>>>>>

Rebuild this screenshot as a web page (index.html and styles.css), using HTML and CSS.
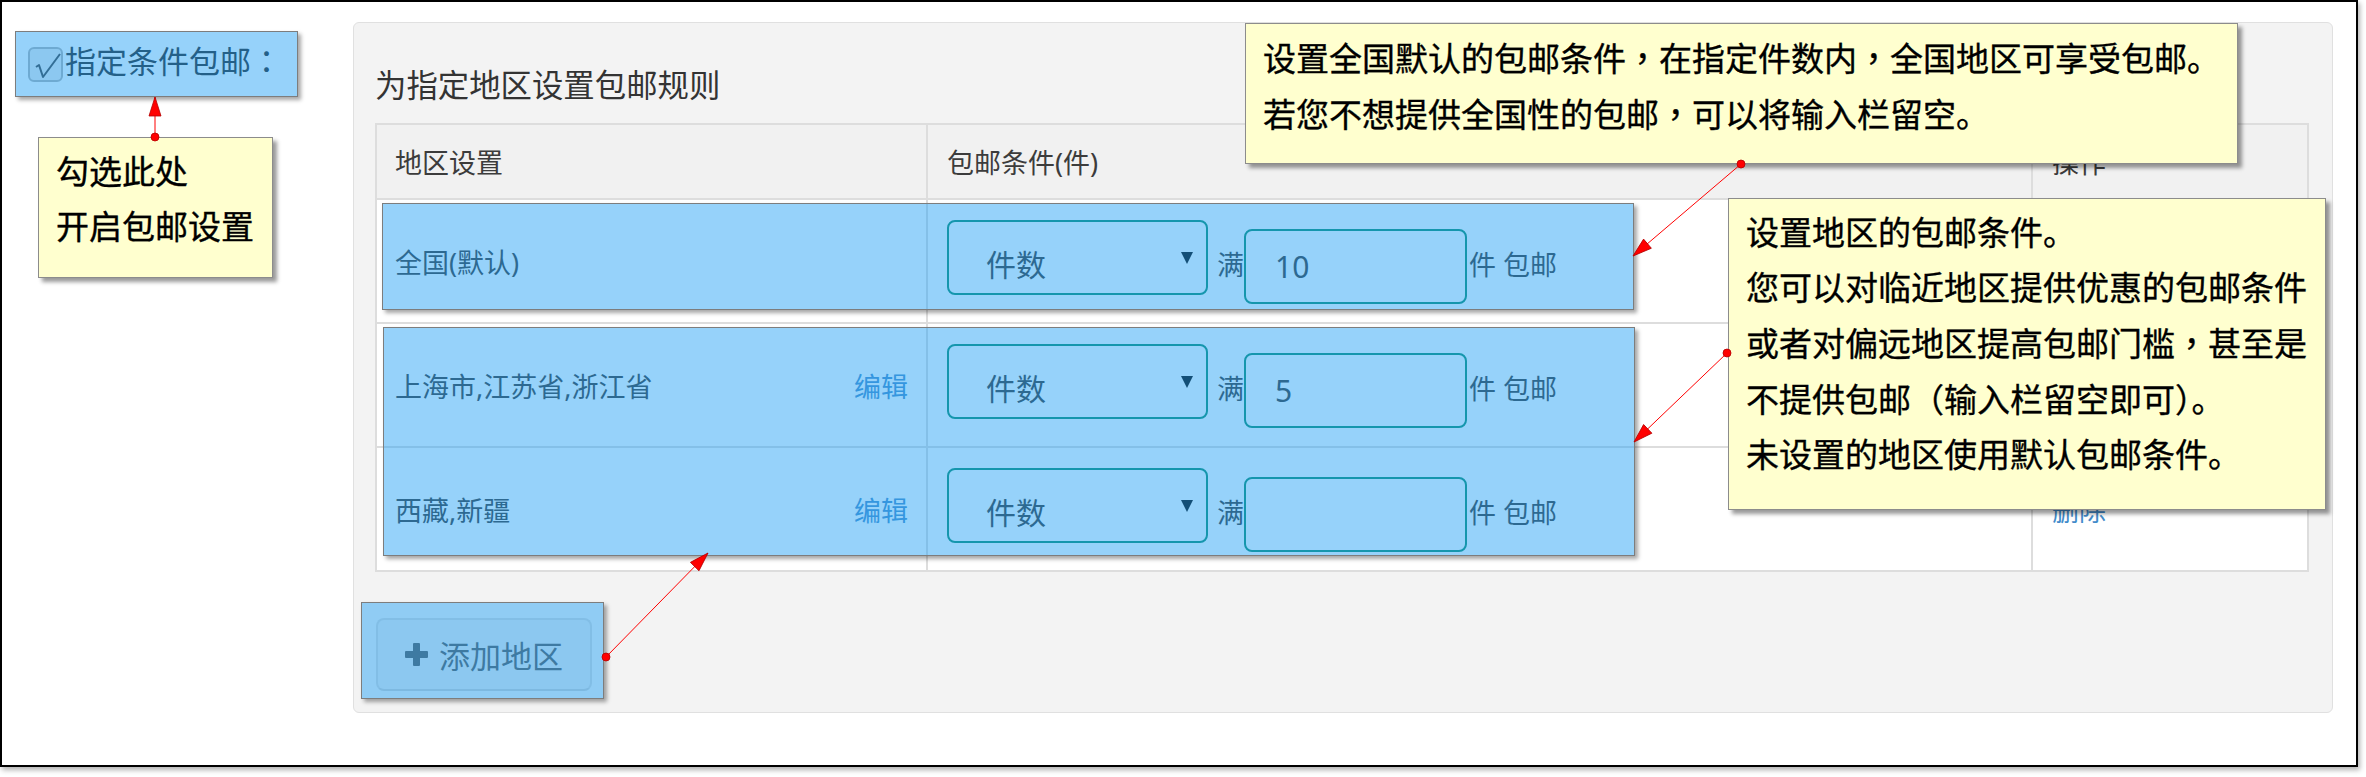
FILE: index.html
```html
<!DOCTYPE html>
<html lang="zh-CN">
<head>
<meta charset="utf-8">
<title>包邮设置</title>
<link rel="stylesheet" href="styles.css">
</head>
<body>
<div class="frame">
  <div class="side">
    <label class="cond">
      <span class="checkbox"><svg width="31" height="31" viewBox="0 0 31 31"><path d="M6 18 L9 16 L13 28 L30 5" fill="none" stroke="#3d3d3d" stroke-width="2" stroke-linejoin="round"/></svg></span>
      <span class="cond-text">指定条件包邮<span class="p" lang="zh-TW">：</span></span>
    </label>
  </div>

  <section class="panel">
    <h2 class="panel-title">为指定地区设置包邮规则</h2>
    <div class="rules">
      <div class="cell head first">地区设置</div>
      <div class="cell head">包邮条件(件)</div>
      <div class="cell head">操作</div>

      <div class="cell region first"><span>全国(默认)</span></div>
      <div class="cell terms">
        <div class="select"><span class="select-text">件数</span><svg class="caret" width="12" height="12" viewBox="0 0 12 12"><path d="M0 0 H12 L6 12 Z" fill="#000"/></svg></div>
        <span class="word">满</span>
        <input class="num" type="text" value="10">
        <span class="word tail">件 包邮</span>
      </div>
      <div class="cell op"></div>

      <div class="cell region first"><span>上海市,江苏省,浙江省</span><a class="link">编辑</a></div>
      <div class="cell terms">
        <div class="select"><span class="select-text">件数</span><svg class="caret" width="12" height="12" viewBox="0 0 12 12"><path d="M0 0 H12 L6 12 Z" fill="#000"/></svg></div>
        <span class="word">满</span>
        <input class="num" type="text" value="5">
        <span class="word tail">件 包邮</span>
      </div>
      <div class="cell op"></div>

      <div class="cell region first"><span>西藏,新疆</span><a class="link">编辑</a></div>
      <div class="cell terms">
        <div class="select"><span class="select-text">件数</span><svg class="caret" width="12" height="12" viewBox="0 0 12 12"><path d="M0 0 H12 L6 12 Z" fill="#000"/></svg></div>
        <span class="word">满</span>
        <input class="num" type="text" value="">
        <span class="word tail">件 包邮</span>
      </div>
      <div class="cell op"><a class="link">删除</a></div>
    </div>

    <button class="add-btn" type="button"><svg class="plus" width="23" height="23" viewBox="0 0 23 23"><path d="M8 1 Q8 0 9 0 H14 Q15 0 15 1 V8 H22 Q23 8 23 9 V14 Q23 15 22 15 H15 V22 Q15 23 14 23 H9 Q8 23 8 22 V15 H1 Q0 15 0 14 V9 Q0 8 1 8 H8 Z" fill="#555"/></svg><span>添加地区</span></button>
  </section>

  <div class="annotations">
    <div class="hl hl-cond"></div>
    <div class="hl hl-row1"></div>
    <div class="hl hl-rows"></div>
    <div class="hl hl-btn"></div>

    <div class="note note-1">勾选此处<br>开启包邮设置</div>
    <div class="note note-2">设置全国默认的包邮条件<span class="p" lang="zh-TW">，</span>在指定件数内<span class="p" lang="zh-TW">，</span>全国地区可享受包邮。<br>若您不想提供全国性的包邮<span class="p" lang="zh-TW">，</span>可以将输入栏留空。</div>
    <div class="note note-3">设置地区的包邮条件。<br>您可以对临近地区提供优惠的包邮条件<br>或者对偏远地区提高包邮门槛<span class="p" lang="zh-TW">，</span>甚至是<br>不提供包邮<span class="p" lang="zh-TW">（</span>输入栏留空即可<span class="p" lang="zh-TW">）</span>。<br>未设置的地区使用默认包邮条件。</div>

    <svg class="arrows" width="2358" height="767" viewBox="0 0 2358 767">
      <defs>
        <marker id="head" markerUnits="userSpaceOnUse" markerWidth="22" markerHeight="16" refX="20" refY="7" orient="auto" overflow="visible">
          <path d="M1 1 L20 7 L1 13 Z" fill="#ff0000" stroke="#b40000" stroke-width="0.8"/>
        </marker>
        <marker id="dot" markerUnits="userSpaceOnUse" markerWidth="12" markerHeight="12" refX="6" refY="6" overflow="visible">
          <circle cx="6" cy="6" r="4" fill="#ff0000" stroke="#b40000" stroke-width="0.8"/>
        </marker>
      </defs>
      <line x1="155" y1="137" x2="155" y2="97" class="arrow"/>
      <line x1="1741" y1="164" x2="1633" y2="256" class="arrow"/>
      <line x1="1727" y1="353" x2="1634" y2="442" class="arrow"/>
      <line x1="606" y1="657" x2="708" y2="553" class="arrow"/>
    </svg>
  </div>
</div>
</body>
</html>
```

FILE: styles.css
```css
* {
  box-sizing: border-box;
}

html,
body {
  margin: 0;
  padding: 0;
  background: #ffffff;
}

body {
  width: 2366px;
  height: 777px;
  overflow: hidden;
  font-family: "Noto Sans", "Noto Sans CJK SC", sans-serif;
  color: #333333;
}

/* centred full-width punctuation, as the reference font draws it */
.p {
  font-family: "Noto Sans CJK TC", "Noto Sans CJK SC", sans-serif;
}

.frame {
  position: relative;
  display: flex;
  width: 2358px;
  height: 767px;
  padding-top: 20px;
  border: 2px solid #000000;
  background: #ffffff;
  box-shadow: 2px 3px 5px rgba(0, 0, 0, 0.3);
}

/* left column with the checkbox */
.side {
  flex: none;
  width: 351px;
  padding: 25px 0 0 26px;
}

.cond {
  display: flex;
  align-items: flex-start;
}

.checkbox {
  flex: none;
  display: flex;
  width: 35px;
  height: 35px;
  border: 2px solid #b1b1b1;
  border-radius: 6px;
  background: #ececec;
}

.cond-text {
  margin: -7px 0 0 2px;
  font-size: 31px;
  line-height: 40px;
  color: #222222;
  white-space: nowrap;
}

/* main panel */
.panel {
  flex: none;
  width: 1980px;
  height: 691px;
  padding: 42px 22px 0 21px;
  border: 1px solid #e0e0e0;
  border-radius: 6px;
  background: #f3f3f3;
}

.panel-title {
  margin: 0 0 18px;
  font-size: 31.4px;
  font-weight: normal;
  line-height: 40px;
  color: #333333;
  white-space: nowrap;
}

.rules {
  display: grid;
  grid-template-columns: 551px 1105px 276px;
  grid-template-rows: 75px 124px 124px 124px;
  width: 1934px;
  border-top: 2px solid #dddddd;
  border-left: 2px solid #dddddd;
  background: #ffffff;
}

.cell {
  display: flex;
  align-items: center;
  padding: 0 18px 0 19px;
  border-right: 2px solid #dddddd;
  border-bottom: 2px solid #dddddd;
  font-size: 27px;
  white-space: nowrap;
}

.cell.first {
  padding-left: 18px;
}

.head {
  background: #f1f1f1;
  color: #3c3c3c;
}

.region {
  justify-content: space-between;
  color: #333333;
}

.link {
  color: #428bca;
  cursor: pointer;
}

.terms {
  align-items: flex-start;
  padding-top: 20px;
}

.select {
  flex: none;
  display: flex;
  align-items: center;
  justify-content: space-between;
  width: 261px;
  height: 75px;
  padding: 0 13px 0 37px;
  border: 2px solid #048a6a;
  border-radius: 8px;
  background: #ffffff;
}

.select-text {
  margin-top: 11px;
  font-size: 30px;
  color: #333333;
}

.caret {
  display: block;
  flex: none;
}

.word {
  margin: 26px 0 0 9px;
  font-size: 27px;
  line-height: 38px;
  color: #333333;
}

.word.tail {
  margin-left: 2px;
}

.num {
  flex: none;
  width: 223px;
  height: 75px;
  margin: 9px 0 0 0;
  padding: 0 0 0 29px;
  border: 2px solid #048a6a;
  border-radius: 8px;
  background: #ffffff;
  font-family: "Noto Sans", "Noto Sans CJK SC", sans-serif;
  font-size: 30px;
  color: #333333;
  outline: none;
}

.op {
  color: #428bca;
}

.add-btn {
  display: flex;
  align-items: center;
  width: 216px;
  height: 73px;
  margin-top: 46px;
  margin-left: 1px;
  padding: 0 0 0 27px;
  border: 2px solid #d9d9d9;
  border-bottom-color: #cfcfcf;
  border-radius: 8px;
  background: #ebebeb;
  font-family: "Noto Sans", "Noto Sans CJK SC", sans-serif;
  font-size: 31px;
  color: #555555;
  cursor: pointer;
}

.plus {
  display: block;
  flex: none;
  margin-right: 11px;
}

/* annotation layer */
.annotations {
  position: absolute;
  top: -2px;
  left: -2px;
  width: 2358px;
  height: 767px;
  pointer-events: none;
}

.hl {
  position: absolute;
  border: 1px solid #7d7d7d;
  background: rgba(39, 162, 245, 0.485);
  box-shadow: 3px 3px 4px rgba(0, 0, 0, 0.35);
}

.hl-cond {
  left: 15px;
  top: 31px;
  width: 283px;
  height: 66px;
}

.hl-row1 {
  left: 382px;
  top: 203px;
  width: 1252px;
  height: 107px;
}

.hl-rows {
  left: 383px;
  top: 327px;
  width: 1252px;
  height: 229px;
}

.hl-btn {
  left: 361px;
  top: 602px;
  width: 243px;
  height: 97px;
}

.note {
  position: absolute;
  padding: 6px 17px;
  border: 1px solid #8c8c8c;
  background: #ffffcf;
  box-shadow: 4px 4px 4px rgba(0, 0, 0, 0.4);
  font-size: 33px;
  line-height: 55px;
  color: #000000;
  white-space: nowrap;
  -webkit-text-stroke: 0.35px #000000;
}

.note-1 {
  left: 38px;
  top: 137px;
  width: 235px;
  height: 141px;
}

.note-2 {
  left: 1245px;
  top: 23px;
  width: 993px;
  height: 141px;
}

.note-3 {
  left: 1728px;
  top: 198px;
  width: 598px;
  height: 312px;
}

.arrows {
  position: absolute;
  top: 0;
  left: 0;
  overflow: visible;
}

.arrow {
  stroke: #ff0000;
  stroke-width: 1;
  marker-start: url(#dot);
  marker-end: url(#head);
}
```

<<<<<

Where a line of the material above holds the string "styles", copy that line.

ANSWER FOR THE TASK
Rebuild this screenshot as a web page (index.html and styles.css), using HTML and CSS.
<link rel="stylesheet" href="styles.css">
FILE: styles.css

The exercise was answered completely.